Greenpeace Hong Kong said there was a chance that the blue dye might contain toxic solutions and thet tests are being conducted.
The non-government organization said on Facebook that they had received a number of public enquiries over the “color water” as those exposed have felt burning pain, swelling and experienced coughing for a few days.
The initial lab test result showed that the “color-water” contained color pigments and adhesives.
Though the test has yet to analyze all components, the group studied papers from the Legislative Council, international journal, experts comments and interviews with people who were dyed by the blue water, they presumed that a toxic tearing substance, including a pelargonic acid vanillylamide solution, or CN (chloroacetophenone) and CS (2-xhlorobenzylidene malononitrile) were in the colored water.
According to a medical journal, pelargonic acid vanillylamide solution could cause immediate and serious harm to the body, similar to the effects of pepper spray.
The colored water could be mixed with CN and CS, which can seriously harm the skin, according to the Handbook of Toxicology of Chemical Warfare Agents. If people have exposed themselves to a high dosage of the solutions, the allergy could last four weeks.
The environment group urged the police to disclose the components and to increase transparency when they deploy the weapons.
Mohan Chugani, a former chairman of the Indian Association who was hit by the blue dye in front of the Kowloon Mosque in Tsim Sha Tsui last Sunday, said his body felt like it was on fire. His left eye was also injured.
Chugani called his doctor at private Baptist Hospital but was told that he should seek medical treatment in a public hospital because their medical staff at the emergency room did not know the components of the dyed water.
The 73-year-old man was sent to public Queen Elizabeth Hospital for medical treatment after having a thorough wash.
Chugani said he made complaints to Chief Executive Carrie Lam Cheng Yuet-ngor when she called him to apologize for what had happened.
He urged the police to disclose the components in the water to all hospitals in Hong Kong so that medical staff will know how to treat patients.
Meanwhile, a reporter from Asia Times is still suffering red eyes five days after he worked at the protest site in Tsim Sha Tsui.
The reporter said he wore protective gear at that time when the water cannon fired the blue dye and that. he was not directly hit by the water.
When the water cannon was removed, he took off his goggles. He did not feel any pain at that moment but when he rinsed his eyes with water, he experienced a light burning sensation around his eyes.
Both private and public hospitals staff said they did not receive any information from the police force or from the Department of Health regarding the components of the dyed water from the water cannon, Apple Daily reported.
The police force said on Friday that water fired by the water cannon is mixed with non-toxic color pigments which are not harmful to the human body.
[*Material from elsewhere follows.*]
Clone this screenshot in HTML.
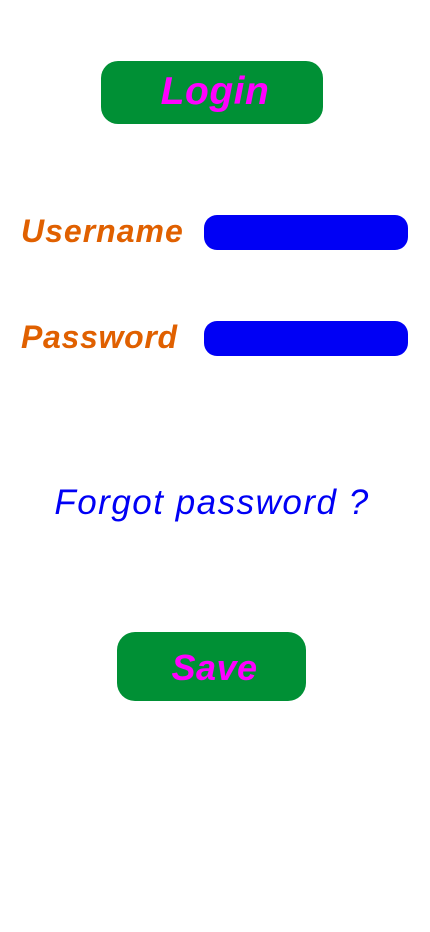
<!DOCTYPE html>
<html><head><meta charset="utf-8"><style>
html,body{margin:0;padding:0;width:430px;height:932px;background:#fff;overflow:hidden;position:relative;font-family:"Liberation Sans",sans-serif}
.a{position:absolute}
.btn{background:#009035}
.t{position:absolute;line-height:1;white-space:nowrap;font-style:italic}
.in{background:#0000f5;border-radius:13px}
</style></head><body>
<div class="a btn" style="left:101px;top:61px;width:222px;height:63px;border-radius:17px"></div>
<div class="t" style="left:101px;width:228px;text-align:center;top:72px;font-size:39px;font-weight:bold;color:#ff00ff;letter-spacing:0.5px">Login</div>
<div class="t" style="left:21px;top:215px;font-size:32px;font-weight:bold;color:#e06000;letter-spacing:1px">Username</div>
<div class="a in" style="left:204px;top:215px;width:204px;height:35px"></div>
<div class="t" style="left:21px;top:321px;font-size:32px;font-weight:bold;color:#e06000;letter-spacing:0.7px">Password</div>
<div class="a in" style="left:204px;top:321px;width:204px;height:35px"></div>
<div class="t" style="left:0;width:424px;text-align:center;top:485px;font-size:35px;color:#0000f5;letter-spacing:1.5px">Forgot password ?</div>
<div class="a btn" style="left:117px;top:632px;width:189px;height:69px;border-radius:18px"></div>
<div class="t" style="left:117px;width:195px;text-align:center;top:650px;font-size:36px;font-weight:bold;color:#ff00ff;letter-spacing:0.5px">Save</div>
</body></html>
They used it merely to track down protesters, Radio Television Hong Kong reported.
They said people who get in touch with tearing solutions or pepper spray would be feeling unwell for a short period of time, but if they wash it with water in a well-ventilated area, they should feel better in 10 to 15 minutes.
Meanwhile, Hong Kong protesters found a new way by staging aq “walk to work” protest across different districts of Hong Kong.
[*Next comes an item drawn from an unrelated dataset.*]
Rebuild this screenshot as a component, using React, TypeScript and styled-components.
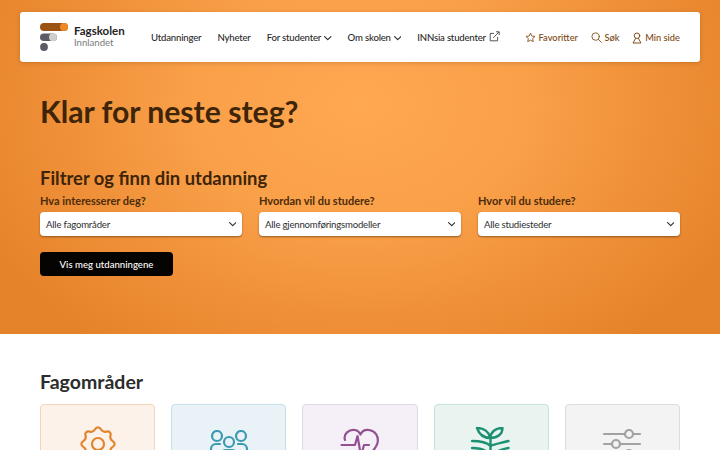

Workers, office ladies in high heels or men in suits wore face masks to defy the mask ban law. They chanted slogans such as “five demands, not one less” and “Hong Kong people resist,” as streams of people walked along the sidewalks.
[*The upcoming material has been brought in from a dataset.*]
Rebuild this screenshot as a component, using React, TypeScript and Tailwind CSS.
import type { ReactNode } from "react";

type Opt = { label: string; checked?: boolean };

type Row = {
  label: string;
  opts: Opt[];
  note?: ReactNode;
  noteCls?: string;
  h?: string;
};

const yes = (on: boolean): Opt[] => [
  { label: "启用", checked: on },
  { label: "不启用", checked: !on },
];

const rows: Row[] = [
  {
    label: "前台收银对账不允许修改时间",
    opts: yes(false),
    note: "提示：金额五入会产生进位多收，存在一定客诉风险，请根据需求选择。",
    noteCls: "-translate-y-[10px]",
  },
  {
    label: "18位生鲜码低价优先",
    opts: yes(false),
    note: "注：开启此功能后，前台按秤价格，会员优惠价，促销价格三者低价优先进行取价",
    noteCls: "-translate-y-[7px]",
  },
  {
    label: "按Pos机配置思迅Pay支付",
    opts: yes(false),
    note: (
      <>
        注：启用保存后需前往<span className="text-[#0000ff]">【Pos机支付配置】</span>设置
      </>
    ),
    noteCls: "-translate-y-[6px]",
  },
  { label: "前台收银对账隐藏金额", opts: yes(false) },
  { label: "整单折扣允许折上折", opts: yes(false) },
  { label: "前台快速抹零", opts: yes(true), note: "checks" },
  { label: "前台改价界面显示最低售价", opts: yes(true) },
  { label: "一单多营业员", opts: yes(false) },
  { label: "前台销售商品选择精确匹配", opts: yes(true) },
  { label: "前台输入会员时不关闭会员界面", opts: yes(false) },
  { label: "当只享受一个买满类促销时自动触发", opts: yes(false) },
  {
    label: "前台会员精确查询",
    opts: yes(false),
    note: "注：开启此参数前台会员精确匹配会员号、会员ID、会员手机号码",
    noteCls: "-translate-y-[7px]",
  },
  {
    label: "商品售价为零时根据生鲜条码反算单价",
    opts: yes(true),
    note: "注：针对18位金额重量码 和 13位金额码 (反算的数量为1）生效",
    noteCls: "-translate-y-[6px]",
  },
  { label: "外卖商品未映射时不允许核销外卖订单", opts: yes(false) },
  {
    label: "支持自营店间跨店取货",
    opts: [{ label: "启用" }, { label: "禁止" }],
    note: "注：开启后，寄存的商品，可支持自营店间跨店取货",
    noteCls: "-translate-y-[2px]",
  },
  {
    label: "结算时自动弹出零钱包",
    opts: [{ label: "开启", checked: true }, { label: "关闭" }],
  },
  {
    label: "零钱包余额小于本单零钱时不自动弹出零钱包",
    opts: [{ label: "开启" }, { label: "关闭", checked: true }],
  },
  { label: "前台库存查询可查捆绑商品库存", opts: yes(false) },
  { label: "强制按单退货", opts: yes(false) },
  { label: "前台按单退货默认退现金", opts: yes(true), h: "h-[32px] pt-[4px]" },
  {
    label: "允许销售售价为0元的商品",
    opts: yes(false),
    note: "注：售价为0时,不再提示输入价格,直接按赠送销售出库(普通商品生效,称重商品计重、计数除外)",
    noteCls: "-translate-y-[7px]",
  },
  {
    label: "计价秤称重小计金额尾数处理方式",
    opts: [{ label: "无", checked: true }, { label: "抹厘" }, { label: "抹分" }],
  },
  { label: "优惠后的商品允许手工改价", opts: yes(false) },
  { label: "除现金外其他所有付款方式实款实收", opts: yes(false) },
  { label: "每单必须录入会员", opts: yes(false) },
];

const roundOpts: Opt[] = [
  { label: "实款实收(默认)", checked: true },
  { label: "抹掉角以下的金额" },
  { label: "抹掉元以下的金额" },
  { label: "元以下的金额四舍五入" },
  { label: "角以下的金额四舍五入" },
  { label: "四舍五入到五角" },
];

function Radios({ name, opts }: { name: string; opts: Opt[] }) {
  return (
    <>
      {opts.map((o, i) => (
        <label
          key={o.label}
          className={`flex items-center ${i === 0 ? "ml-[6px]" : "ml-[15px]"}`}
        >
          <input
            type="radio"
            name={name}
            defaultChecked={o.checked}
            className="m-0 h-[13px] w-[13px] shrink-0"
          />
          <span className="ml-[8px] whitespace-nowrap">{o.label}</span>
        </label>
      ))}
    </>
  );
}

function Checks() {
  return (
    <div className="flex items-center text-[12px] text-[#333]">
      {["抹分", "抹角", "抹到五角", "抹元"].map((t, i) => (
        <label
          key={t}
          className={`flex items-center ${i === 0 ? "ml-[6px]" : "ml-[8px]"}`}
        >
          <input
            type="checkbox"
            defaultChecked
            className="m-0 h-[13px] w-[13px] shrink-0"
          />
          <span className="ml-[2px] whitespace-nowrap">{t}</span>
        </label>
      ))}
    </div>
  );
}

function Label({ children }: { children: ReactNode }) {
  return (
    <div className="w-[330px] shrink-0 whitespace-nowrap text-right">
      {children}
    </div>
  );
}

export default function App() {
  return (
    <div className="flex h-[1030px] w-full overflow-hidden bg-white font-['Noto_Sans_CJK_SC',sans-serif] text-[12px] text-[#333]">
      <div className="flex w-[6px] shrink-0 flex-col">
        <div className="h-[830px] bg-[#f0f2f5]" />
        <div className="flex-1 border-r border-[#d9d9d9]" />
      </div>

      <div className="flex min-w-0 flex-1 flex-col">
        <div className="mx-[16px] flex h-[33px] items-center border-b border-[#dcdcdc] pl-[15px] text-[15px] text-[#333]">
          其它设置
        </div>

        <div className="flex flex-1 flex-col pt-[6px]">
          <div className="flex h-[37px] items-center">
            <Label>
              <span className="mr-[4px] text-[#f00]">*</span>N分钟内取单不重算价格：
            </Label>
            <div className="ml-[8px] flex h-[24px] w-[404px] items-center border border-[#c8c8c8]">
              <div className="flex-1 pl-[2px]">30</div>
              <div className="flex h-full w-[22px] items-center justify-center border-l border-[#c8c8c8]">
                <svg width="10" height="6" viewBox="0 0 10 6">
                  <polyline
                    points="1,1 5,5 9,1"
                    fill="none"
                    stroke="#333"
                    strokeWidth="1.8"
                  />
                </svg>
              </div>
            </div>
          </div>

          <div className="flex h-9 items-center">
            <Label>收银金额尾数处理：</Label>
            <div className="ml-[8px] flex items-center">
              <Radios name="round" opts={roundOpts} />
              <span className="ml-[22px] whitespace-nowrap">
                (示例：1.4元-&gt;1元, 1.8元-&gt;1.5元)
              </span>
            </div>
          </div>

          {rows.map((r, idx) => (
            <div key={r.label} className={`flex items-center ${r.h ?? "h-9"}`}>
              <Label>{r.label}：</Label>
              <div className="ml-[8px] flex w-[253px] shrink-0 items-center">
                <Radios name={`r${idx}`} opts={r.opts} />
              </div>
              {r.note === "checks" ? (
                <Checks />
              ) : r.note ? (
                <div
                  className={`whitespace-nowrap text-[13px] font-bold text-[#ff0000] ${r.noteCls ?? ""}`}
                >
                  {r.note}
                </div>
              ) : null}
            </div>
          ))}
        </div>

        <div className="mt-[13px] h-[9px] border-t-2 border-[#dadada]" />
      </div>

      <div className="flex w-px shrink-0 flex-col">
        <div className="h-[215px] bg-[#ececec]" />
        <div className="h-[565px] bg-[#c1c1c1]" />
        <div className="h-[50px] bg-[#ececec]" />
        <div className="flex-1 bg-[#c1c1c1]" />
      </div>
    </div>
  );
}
The protest idea came from an online forum calling on people to walk to their offices in business districts like Central, Sheung Wan, Kowloon Bay and Tsim Sha Tsui.
Protesters who joined the call said they wanted to include protests into daily life and didn’t mind waking up earlier or taking a longer route to work.
They said they will continue to support the protest and press the government to respond to their demands.